» WHAT IS ASKED
Repeat every entry word for word, skipping the pictures.

Records contained in a dataset:
________

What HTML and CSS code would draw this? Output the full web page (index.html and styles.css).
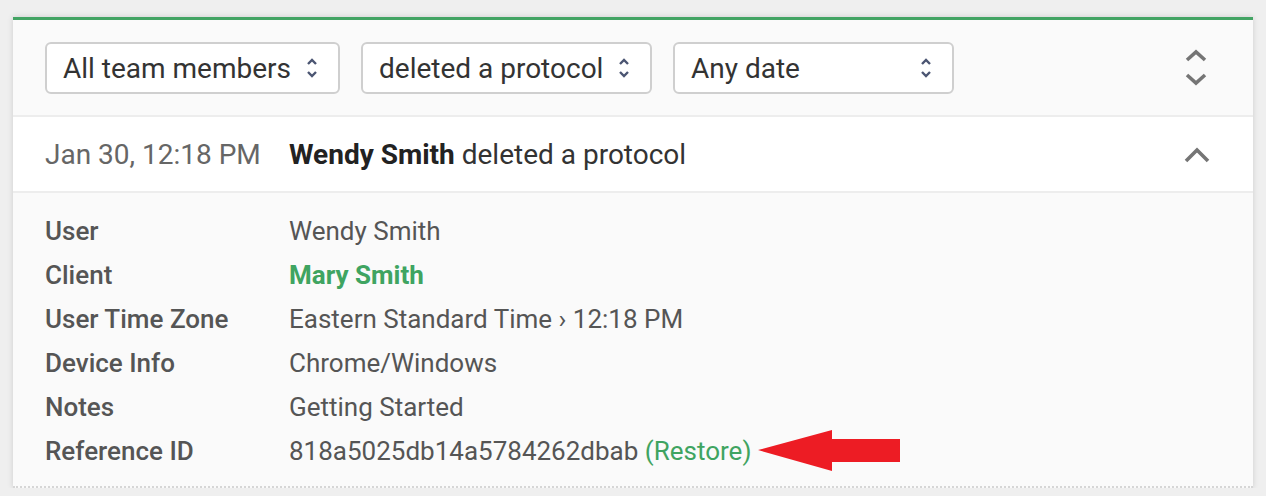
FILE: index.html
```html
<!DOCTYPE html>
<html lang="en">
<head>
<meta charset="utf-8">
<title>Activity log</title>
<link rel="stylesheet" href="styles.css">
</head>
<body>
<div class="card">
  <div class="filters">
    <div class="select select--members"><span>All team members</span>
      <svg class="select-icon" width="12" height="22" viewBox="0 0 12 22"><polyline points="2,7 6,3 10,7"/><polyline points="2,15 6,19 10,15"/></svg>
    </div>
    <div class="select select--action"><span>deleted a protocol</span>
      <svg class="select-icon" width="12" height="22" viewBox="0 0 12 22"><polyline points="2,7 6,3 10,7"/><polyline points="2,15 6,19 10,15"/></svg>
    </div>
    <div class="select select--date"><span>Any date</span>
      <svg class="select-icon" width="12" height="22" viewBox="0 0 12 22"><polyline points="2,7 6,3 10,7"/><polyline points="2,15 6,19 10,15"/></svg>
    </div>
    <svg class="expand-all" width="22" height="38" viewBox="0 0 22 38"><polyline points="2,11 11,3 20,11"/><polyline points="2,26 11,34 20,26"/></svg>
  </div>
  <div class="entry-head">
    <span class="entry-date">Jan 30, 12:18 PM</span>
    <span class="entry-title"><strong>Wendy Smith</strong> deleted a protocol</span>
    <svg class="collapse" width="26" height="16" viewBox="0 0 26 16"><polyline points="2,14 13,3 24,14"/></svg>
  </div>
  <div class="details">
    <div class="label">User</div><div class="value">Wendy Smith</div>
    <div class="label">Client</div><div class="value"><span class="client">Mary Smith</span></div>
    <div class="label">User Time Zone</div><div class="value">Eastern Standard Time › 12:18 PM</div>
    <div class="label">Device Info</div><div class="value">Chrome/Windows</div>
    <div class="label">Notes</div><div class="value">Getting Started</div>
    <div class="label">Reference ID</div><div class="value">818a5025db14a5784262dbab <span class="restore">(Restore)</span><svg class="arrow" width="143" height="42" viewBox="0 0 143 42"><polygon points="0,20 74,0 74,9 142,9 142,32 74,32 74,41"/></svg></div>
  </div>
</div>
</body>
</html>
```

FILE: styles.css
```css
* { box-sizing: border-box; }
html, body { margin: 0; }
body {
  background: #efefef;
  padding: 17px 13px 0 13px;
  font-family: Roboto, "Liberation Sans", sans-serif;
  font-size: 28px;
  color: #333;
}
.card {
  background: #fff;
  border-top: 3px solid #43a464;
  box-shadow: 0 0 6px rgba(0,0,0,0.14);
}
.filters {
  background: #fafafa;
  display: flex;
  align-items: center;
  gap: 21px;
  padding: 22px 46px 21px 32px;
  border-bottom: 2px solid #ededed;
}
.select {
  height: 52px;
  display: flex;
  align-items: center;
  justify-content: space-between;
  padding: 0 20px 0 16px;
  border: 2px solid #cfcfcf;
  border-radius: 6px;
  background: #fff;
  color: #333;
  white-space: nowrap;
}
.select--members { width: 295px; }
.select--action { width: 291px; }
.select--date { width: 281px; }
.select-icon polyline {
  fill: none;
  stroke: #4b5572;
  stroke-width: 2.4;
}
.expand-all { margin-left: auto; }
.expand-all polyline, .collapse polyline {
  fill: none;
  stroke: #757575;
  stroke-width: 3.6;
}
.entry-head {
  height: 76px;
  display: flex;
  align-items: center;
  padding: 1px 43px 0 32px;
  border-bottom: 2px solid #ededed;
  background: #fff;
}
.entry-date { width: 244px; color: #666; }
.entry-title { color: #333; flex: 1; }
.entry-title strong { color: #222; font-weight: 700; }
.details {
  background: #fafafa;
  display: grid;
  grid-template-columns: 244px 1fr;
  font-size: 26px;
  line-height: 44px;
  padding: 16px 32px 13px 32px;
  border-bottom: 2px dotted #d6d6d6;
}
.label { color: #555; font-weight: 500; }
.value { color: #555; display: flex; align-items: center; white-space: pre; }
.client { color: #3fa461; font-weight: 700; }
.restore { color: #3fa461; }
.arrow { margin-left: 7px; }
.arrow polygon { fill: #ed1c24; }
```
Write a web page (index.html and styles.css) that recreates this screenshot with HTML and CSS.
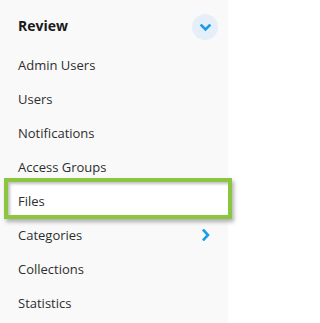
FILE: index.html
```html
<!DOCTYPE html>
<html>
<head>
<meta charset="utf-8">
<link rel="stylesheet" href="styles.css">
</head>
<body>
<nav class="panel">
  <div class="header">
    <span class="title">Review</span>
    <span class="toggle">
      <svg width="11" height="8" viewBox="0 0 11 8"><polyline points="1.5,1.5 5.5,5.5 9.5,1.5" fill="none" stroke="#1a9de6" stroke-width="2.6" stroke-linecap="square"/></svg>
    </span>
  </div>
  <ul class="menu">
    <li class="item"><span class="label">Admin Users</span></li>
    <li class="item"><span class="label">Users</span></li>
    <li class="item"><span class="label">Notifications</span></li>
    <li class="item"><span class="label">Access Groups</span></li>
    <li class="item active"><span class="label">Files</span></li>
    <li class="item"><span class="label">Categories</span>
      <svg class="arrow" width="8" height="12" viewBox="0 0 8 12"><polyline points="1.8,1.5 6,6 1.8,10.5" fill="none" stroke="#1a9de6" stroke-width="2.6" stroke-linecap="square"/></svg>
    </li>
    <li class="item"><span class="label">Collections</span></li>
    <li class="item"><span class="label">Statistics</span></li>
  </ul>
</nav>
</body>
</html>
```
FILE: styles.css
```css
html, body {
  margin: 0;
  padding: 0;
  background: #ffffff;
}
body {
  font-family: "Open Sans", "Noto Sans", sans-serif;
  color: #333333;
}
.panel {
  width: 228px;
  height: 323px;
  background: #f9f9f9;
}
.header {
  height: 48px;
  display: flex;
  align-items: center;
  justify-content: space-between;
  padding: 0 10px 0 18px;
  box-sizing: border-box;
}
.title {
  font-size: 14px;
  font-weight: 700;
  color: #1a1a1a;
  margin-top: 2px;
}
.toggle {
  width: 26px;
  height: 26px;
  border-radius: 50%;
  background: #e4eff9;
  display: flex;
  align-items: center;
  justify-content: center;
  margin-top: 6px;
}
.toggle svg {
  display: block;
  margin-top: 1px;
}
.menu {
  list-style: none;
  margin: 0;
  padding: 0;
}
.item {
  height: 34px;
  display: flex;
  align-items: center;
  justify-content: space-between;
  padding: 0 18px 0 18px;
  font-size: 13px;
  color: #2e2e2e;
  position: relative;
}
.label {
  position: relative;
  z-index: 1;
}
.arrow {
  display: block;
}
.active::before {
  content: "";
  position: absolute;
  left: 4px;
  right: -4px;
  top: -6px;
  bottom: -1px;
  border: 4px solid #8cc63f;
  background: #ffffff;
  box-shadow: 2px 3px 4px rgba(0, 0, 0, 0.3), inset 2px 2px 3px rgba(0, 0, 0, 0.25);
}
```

________

» EXERCISE RESULT
What HTML and CSS code would draw this? Output the full web page (index.html and styles.css).
FILE: index.html
```html
<!DOCTYPE html>
<html lang="en">
<head>
<meta charset="utf-8">
<title>Activity log</title>
<link rel="stylesheet" href="styles.css">
</head>
<body>
<div class="card">
  <div class="filters">
    <div class="select select--members"><span>All team members</span>
      <svg class="select-icon" width="12" height="22" viewBox="0 0 12 22"><polyline points="2,7 6,3 10,7"/><polyline points="2,15 6,19 10,15"/></svg>
    </div>
    <div class="select select--action"><span>deleted a protocol</span>
      <svg class="select-icon" width="12" height="22" viewBox="0 0 12 22"><polyline points="2,7 6,3 10,7"/><polyline points="2,15 6,19 10,15"/></svg>
    </div>
    <div class="select select--date"><span>Any date</span>
      <svg class="select-icon" width="12" height="22" viewBox="0 0 12 22"><polyline points="2,7 6,3 10,7"/><polyline points="2,15 6,19 10,15"/></svg>
    </div>
    <svg class="expand-all" width="22" height="38" viewBox="0 0 22 38"><polyline points="2,11 11,3 20,11"/><polyline points="2,26 11,34 20,26"/></svg>
  </div>
  <div class="entry-head">
    <span class="entry-date">Jan 30, 12:18 PM</span>
    <span class="entry-title"><strong>Wendy Smith</strong> deleted a protocol</span>
    <svg class="collapse" width="26" height="16" viewBox="0 0 26 16"><polyline points="2,14 13,3 24,14"/></svg>
  </div>
  <div class="details">
    <div class="label">User</div><div class="value">Wendy Smith</div>
    <div class="label">Client</div><div class="value"><span class="client">Mary Smith</span></div>
    <div class="label">User Time Zone</div><div class="value">Eastern Standard Time › 12:18 PM</div>
    <div class="label">Device Info</div><div class="value">Chrome/Windows</div>
    <div class="label">Notes</div><div class="value">Getting Started</div>
    <div class="label">Reference ID</div><div class="value">818a5025db14a5784262dbab <span class="restore">(Restore)</span><svg class="arrow" width="143" height="42" viewBox="0 0 143 42"><polygon points="0,20 74,0 74,9 142,9 142,32 74,32 74,41"/></svg></div>
  </div>
</div>
</body>
</html>
```

FILE: styles.css
```css
* { box-sizing: border-box; }
html, body { margin: 0; }
body {
  background: #efefef;
  padding: 17px 13px 0 13px;
  font-family: Roboto, "Liberation Sans", sans-serif;
  font-size: 28px;
  color: #333;
}
.card {
  background: #fff;
  border-top: 3px solid #43a464;
  box-shadow: 0 0 6px rgba(0,0,0,0.14);
}
.filters {
  background: #fafafa;
  display: flex;
  align-items: center;
  gap: 21px;
  padding: 22px 46px 21px 32px;
  border-bottom: 2px solid #ededed;
}
.select {
  height: 52px;
  display: flex;
  align-items: center;
  justify-content: space-between;
  padding: 0 20px 0 16px;
  border: 2px solid #cfcfcf;
  border-radius: 6px;
  background: #fff;
  color: #333;
  white-space: nowrap;
}
.select--members { width: 295px; }
.select--action { width: 291px; }
.select--date { width: 281px; }
.select-icon polyline {
  fill: none;
  stroke: #4b5572;
  stroke-width: 2.4;
}
.expand-all { margin-left: auto; }
.expand-all polyline, .collapse polyline {
  fill: none;
  stroke: #757575;
  stroke-width: 3.6;
}
.entry-head {
  height: 76px;
  display: flex;
  align-items: center;
  padding: 1px 43px 0 32px;
  border-bottom: 2px solid #ededed;
  background: #fff;
}
.entry-date { width: 244px; color: #666; }
.entry-title { color: #333; flex: 1; }
.entry-title strong { color: #222; font-weight: 700; }
.details {
  background: #fafafa;
  display: grid;
  grid-template-columns: 244px 1fr;
  font-size: 26px;
  line-height: 44px;
  padding: 16px 32px 13px 32px;
  border-bottom: 2px dotted #d6d6d6;
}
.label { color: #555; font-weight: 500; }
.value { color: #555; display: flex; align-items: center; white-space: pre; }
.client { color: #3fa461; font-weight: 700; }
.restore { color: #3fa461; }
.arrow { margin-left: 7px; }
.arrow polygon { fill: #ed1c24; }
```
Write a web page (index.html and styles.css) that recreates this screenshot with HTML and CSS.
FILE: index.html
```html
<!DOCTYPE html>
<html>
<head>
<meta charset="utf-8">
<link rel="stylesheet" href="styles.css">
</head>
<body>
<nav class="panel">
  <div class="header">
    <span class="title">Review</span>
    <span class="toggle">
      <svg width="11" height="8" viewBox="0 0 11 8"><polyline points="1.5,1.5 5.5,5.5 9.5,1.5" fill="none" stroke="#1a9de6" stroke-width="2.6" stroke-linecap="square"/></svg>
    </span>
  </div>
  <ul class="menu">
    <li class="item"><span class="label">Admin Users</span></li>
    <li class="item"><span class="label">Users</span></li>
    <li class="item"><span class="label">Notifications</span></li>
    <li class="item"><span class="label">Access Groups</span></li>
    <li class="item active"><span class="label">Files</span></li>
    <li class="item"><span class="label">Categories</span>
      <svg class="arrow" width="8" height="12" viewBox="0 0 8 12"><polyline points="1.8,1.5 6,6 1.8,10.5" fill="none" stroke="#1a9de6" stroke-width="2.6" stroke-linecap="square"/></svg>
    </li>
    <li class="item"><span class="label">Collections</span></li>
    <li class="item"><span class="label">Statistics</span></li>
  </ul>
</nav>
</body>
</html>
```
FILE: styles.css
```css
html, body {
  margin: 0;
  padding: 0;
  background: #ffffff;
}
body {
  font-family: "Open Sans", "Noto Sans", sans-serif;
  color: #333333;
}
.panel {
  width: 228px;
  height: 323px;
  background: #f9f9f9;
}
.header {
  height: 48px;
  display: flex;
  align-items: center;
  justify-content: space-between;
  padding: 0 10px 0 18px;
  box-sizing: border-box;
}
.title {
  font-size: 14px;
  font-weight: 700;
  color: #1a1a1a;
  margin-top: 2px;
}
.toggle {
  width: 26px;
  height: 26px;
  border-radius: 50%;
  background: #e4eff9;
  display: flex;
  align-items: center;
  justify-content: center;
  margin-top: 6px;
}
.toggle svg {
  display: block;
  margin-top: 1px;
}
.menu {
  list-style: none;
  margin: 0;
  padding: 0;
}
.item {
  height: 34px;
  display: flex;
  align-items: center;
  justify-content: space-between;
  padding: 0 18px 0 18px;
  font-size: 13px;
  color: #2e2e2e;
  position: relative;
}
.label {
  position: relative;
  z-index: 1;
}
.arrow {
  display: block;
}
.active::before {
  content: "";
  position: absolute;
  left: 4px;
  right: -4px;
  top: -6px;
  bottom: -1px;
  border: 4px solid #8cc63f;
  background: #ffffff;
  box-shadow: 2px 3px 4px rgba(0, 0, 0, 0.3), inset 2px 2px 3px rgba(0, 0, 0, 0.25);
}
```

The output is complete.